GIVEN PROBLEM: The records that follow are to be repeated exactly, with the pictures removed.

==== SUPPLIED RECORDS ====

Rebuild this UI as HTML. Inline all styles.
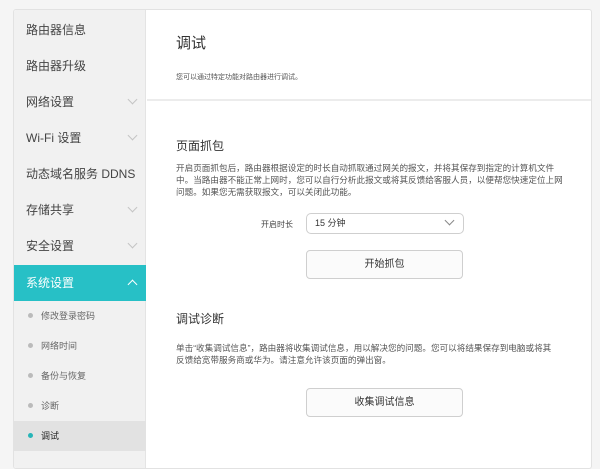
<!DOCTYPE html>
<html><head><meta charset="utf-8"><style>
*{margin:0;padding:0;box-sizing:border-box}
body{width:600px;height:456px;overflow:hidden;background:#f5f5f5;font-family:"Liberation Sans","Noto Sans CJK SC",sans-serif;position:relative}
.box{position:absolute;left:13px;top:9px;width:579px;height:460px;border:1px solid #e2e2e2;border-radius:3px;background:#fff;overflow:hidden}
.side{position:absolute;left:0;top:0;width:132px;height:460px;background:#f1f1f1;border-right:1px solid #e4e4e4}
.it{position:absolute;left:0;width:132px;height:36px;line-height:36px;padding-left:12px;font-size:12px;color:#444}
.it i{position:absolute;right:10px;top:12px;width:7px;height:7px;border-right:1px solid #c4c4c4;border-bottom:1px solid #c4c4c4;transform:rotate(45deg)}
.act{background:#27c0c6;color:#fff}
.act i{border-color:#fff;transform:rotate(-135deg);top:16px}
.sub{position:absolute;left:0;width:132px;height:30px;line-height:30px;padding-left:27px;font-size:9px;color:#666}
.sub:before{content:"";position:absolute;left:14px;top:12px;width:5px;height:5px;border-radius:50%;background:#bbb}
.sub.on{background:#e2e2e2;color:#222}
.sub.on:before{background:#27b5b8}
.c{position:absolute;left:162px;font-size:8px;color:#444}
.p{width:390px;line-height:12px;font-size:8.6px;color:#555;white-space:nowrap}
.btn{position:absolute;width:157px;height:29px;border:1px solid #cfcfcf;border-radius:4px;background:#fbfbfb;text-align:center;line-height:27px;font-size:10px;color:#333}
</style></head><body>
<div class="box">
<div class="side">
<div class="it" style="top:2px">路由器信息</div>
<div class="it" style="top:38px">路由器升级</div>
<div class="it" style="top:74px">网络设置<i></i></div>
<div class="it" style="top:110px">Wi-Fi 设置<i></i></div>
<div class="it" style="top:146px">动态域名服务 DDNS</div>
<div class="it" style="top:182px">存储共享<i></i></div>
<div class="it" style="top:218px">安全设置<i></i></div>
<div class="it act" style="top:255px">系统设置<i></i></div>
<div class="sub" style="top:291px">修改登录密码</div>
<div class="sub" style="top:321px">网络时间</div>
<div class="sub" style="top:351px">备份与恢复</div>
<div class="sub" style="top:381px">诊断</div>
<div class="sub on" style="top:411px">调试</div>
</div>
<div style="position:absolute;left:133px;top:89px;width:446px;height:2px;background:#ececec"></div>
<div class="c" style="top:22px;font-size:15px;color:#333">调试</div>
<div class="c" style="top:62px;font-size:7px;color:#555">您可以通过特定功能对路由器进行调试。</div>
<div class="c" style="top:127px;font-size:12px;color:#333">页面抓包</div>
<div class="c p" style="top:152px">开启页面抓包后，路由器根据设定的时长自动抓取通过网关的报文，并将其保存到指定的计算机文件<br>中。当路由器不能正常上网时，您可以自行分析此报文或将其反馈给客服人员，以便帮您快速定位上网<br>问题。如果您无需获取报文，可以关闭此功能。</div>
<div class="c" style="top:209px;left:247px;color:#444">开启时长</div>
<div style="position:absolute;left:292px;top:203px;width:158px;height:21px;border:1px solid #cfcfcf;border-radius:5px;font-size:9px;line-height:19px;padding-left:8px;color:#333">15 分钟<span style="position:absolute;right:10px;top:3px;width:7px;height:7px;border-right:1px solid #888;border-bottom:1px solid #888;transform:rotate(45deg)"></span></div>
<div class="btn" style="left:292px;top:240px">开始抓包</div>
<div class="c" style="top:300px;font-size:12px;color:#333">调试诊断</div>
<div class="c p" style="top:332px">单击“收集调试信息”，路由器将收集调试信息，用以解决您的问题。您可以将结果保存到电脑或将其<br>反馈给宽带服务商或华为。请注意允许该页面的弹出窗。</div>
<div class="btn" style="left:292px;top:378px">收集调试信息</div>
</div>
</body></html>
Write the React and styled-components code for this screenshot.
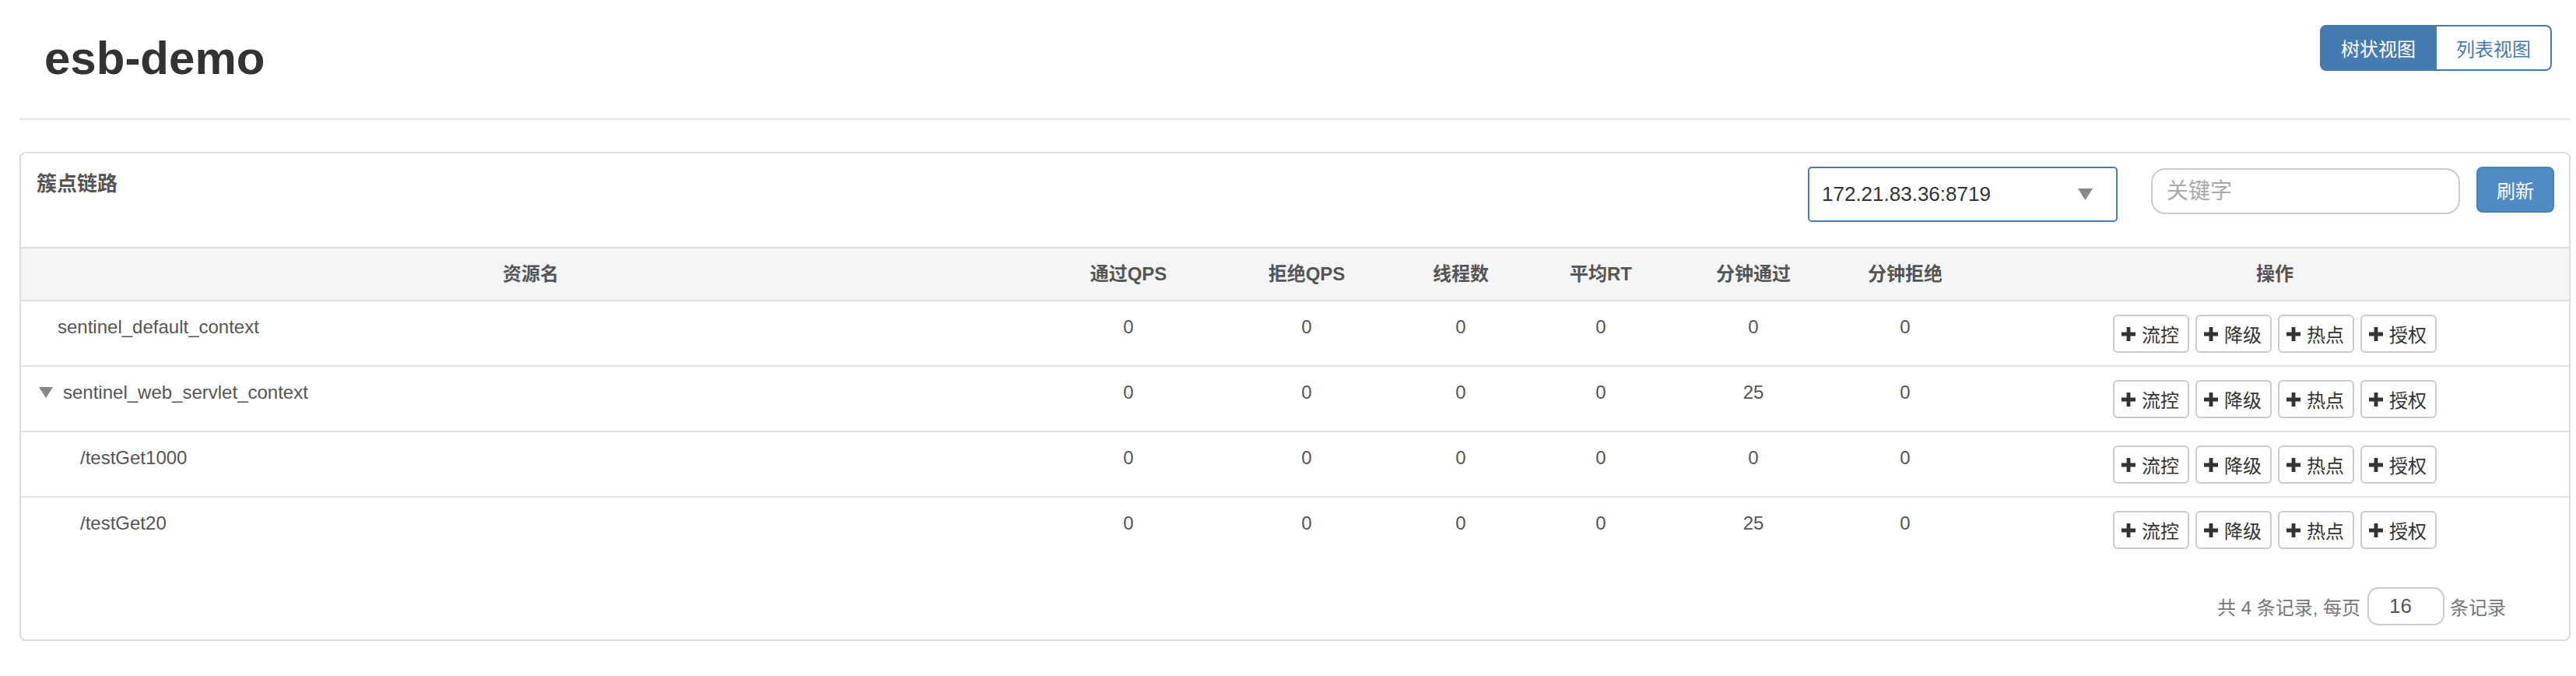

====

RESULT OF THE TASK:
Rebuild this UI as HTML. Inline all styles.
<!DOCTYPE html>
<html><head><meta charset="utf-8"><style>
*{margin:0;padding:0;box-sizing:border-box}
body{width:600px;height:456px;overflow:hidden;background:#f5f5f5;font-family:"Liberation Sans","Noto Sans CJK SC",sans-serif;position:relative}
.box{position:absolute;left:13px;top:9px;width:579px;height:460px;border:1px solid #e2e2e2;border-radius:3px;background:#fff;overflow:hidden}
.side{position:absolute;left:0;top:0;width:132px;height:460px;background:#f1f1f1;border-right:1px solid #e4e4e4}
.it{position:absolute;left:0;width:132px;height:36px;line-height:36px;padding-left:12px;font-size:12px;color:#444}
.it i{position:absolute;right:10px;top:12px;width:7px;height:7px;border-right:1px solid #c4c4c4;border-bottom:1px solid #c4c4c4;transform:rotate(45deg)}
.act{background:#27c0c6;color:#fff}
.act i{border-color:#fff;transform:rotate(-135deg);top:16px}
.sub{position:absolute;left:0;width:132px;height:30px;line-height:30px;padding-left:27px;font-size:9px;color:#666}
.sub:before{content:"";position:absolute;left:14px;top:12px;width:5px;height:5px;border-radius:50%;background:#bbb}
.sub.on{background:#e2e2e2;color:#222}
.sub.on:before{background:#27b5b8}
.c{position:absolute;left:162px;font-size:8px;color:#444}
.p{width:390px;line-height:12px;font-size:8.6px;color:#555;white-space:nowrap}
.btn{position:absolute;width:157px;height:29px;border:1px solid #cfcfcf;border-radius:4px;background:#fbfbfb;text-align:center;line-height:27px;font-size:10px;color:#333}
</style></head><body>
<div class="box">
<div class="side">
<div class="it" style="top:2px">路由器信息</div>
<div class="it" style="top:38px">路由器升级</div>
<div class="it" style="top:74px">网络设置<i></i></div>
<div class="it" style="top:110px">Wi-Fi 设置<i></i></div>
<div class="it" style="top:146px">动态域名服务 DDNS</div>
<div class="it" style="top:182px">存储共享<i></i></div>
<div class="it" style="top:218px">安全设置<i></i></div>
<div class="it act" style="top:255px">系统设置<i></i></div>
<div class="sub" style="top:291px">修改登录密码</div>
<div class="sub" style="top:321px">网络时间</div>
<div class="sub" style="top:351px">备份与恢复</div>
<div class="sub" style="top:381px">诊断</div>
<div class="sub on" style="top:411px">调试</div>
</div>
<div style="position:absolute;left:133px;top:89px;width:446px;height:2px;background:#ececec"></div>
<div class="c" style="top:22px;font-size:15px;color:#333">调试</div>
<div class="c" style="top:62px;font-size:7px;color:#555">您可以通过特定功能对路由器进行调试。</div>
<div class="c" style="top:127px;font-size:12px;color:#333">页面抓包</div>
<div class="c p" style="top:152px">开启页面抓包后，路由器根据设定的时长自动抓取通过网关的报文，并将其保存到指定的计算机文件<br>中。当路由器不能正常上网时，您可以自行分析此报文或将其反馈给客服人员，以便帮您快速定位上网<br>问题。如果您无需获取报文，可以关闭此功能。</div>
<div class="c" style="top:209px;left:247px;color:#444">开启时长</div>
<div style="position:absolute;left:292px;top:203px;width:158px;height:21px;border:1px solid #cfcfcf;border-radius:5px;font-size:9px;line-height:19px;padding-left:8px;color:#333">15 分钟<span style="position:absolute;right:10px;top:3px;width:7px;height:7px;border-right:1px solid #888;border-bottom:1px solid #888;transform:rotate(45deg)"></span></div>
<div class="btn" style="left:292px;top:240px">开始抓包</div>
<div class="c" style="top:300px;font-size:12px;color:#333">调试诊断</div>
<div class="c p" style="top:332px">单击“收集调试信息”，路由器将收集调试信息，用以解决您的问题。您可以将结果保存到电脑或将其<br>反馈给宽带服务商或华为。请注意允许该页面的弹出窗。</div>
<div class="btn" style="left:292px;top:378px">收集调试信息</div>
</div>
</body></html>
Write the React and styled-components code for this screenshot.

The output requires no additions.